5.  I followed the first part (trace pintuck lines onto dress), but didn't heed the second part (understand they will need to be adjusted after I take the darn thing in!)

6.  Give it a break for awhile.  Ah hah!  Something I can do now! Probably give it a break for a month!  

The dress may just hang out on my dressform for awhile until I get in the mood to do some ripping out - there will be alot of it!

Until my next project - Happy Sewing!


  1. Oh the frustration!

    Time on the form is a good idea. And some of your favorite drink...

  2. Thanks Accordion3. Hopefully it will only stay on the form for a few weeks.
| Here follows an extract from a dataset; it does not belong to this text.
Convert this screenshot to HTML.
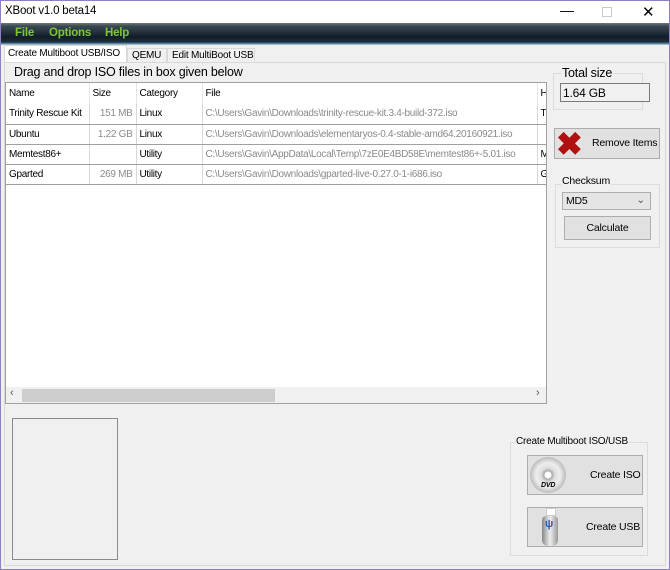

I've had a blouse on my other form for over five years!

  3. Oh dear - this is a situation I have known as well - don't kick your self too hard. Such a pity because the colour is glorious.

    Machines that don't sew - sometimes I have to use two as well. So annoying when its a new machine that doesn't work as well as the old.

    1. Thanks Sarah Liz. I will finish this eventually. Just need to give it a rest for the moment.

  4. Whew. You are better than I am. Great job persevering. I am in awe of all of the tucks and seams in this one!

    1. Thanks Nakisha. Currently the dress is still hanging out on my dress form. I'll finish it soon though!

  5. Can you explain the logic behind the "only buy odd numbers of yardage" rule? Very curious about that.

    1. Thank you for asking Helvetica Von Ampersand. The reasoning is that a standard jacket takes around 2.5 to 2.75 yards. A pair of pants or a dress about the same. If you round the yardage up to the nearest odd number you are guaranteed to have enough. This rule of thumb has never failed me. I'm sure one day this rule will be broken but so far it has held up true for me. I hope that answers your question.

  6. That does clear things up, yes. I usually make skirts, dresses, and quilts so I usually get 2 yards (good for a straight skirt and leftovers for quilts) or 4 yards.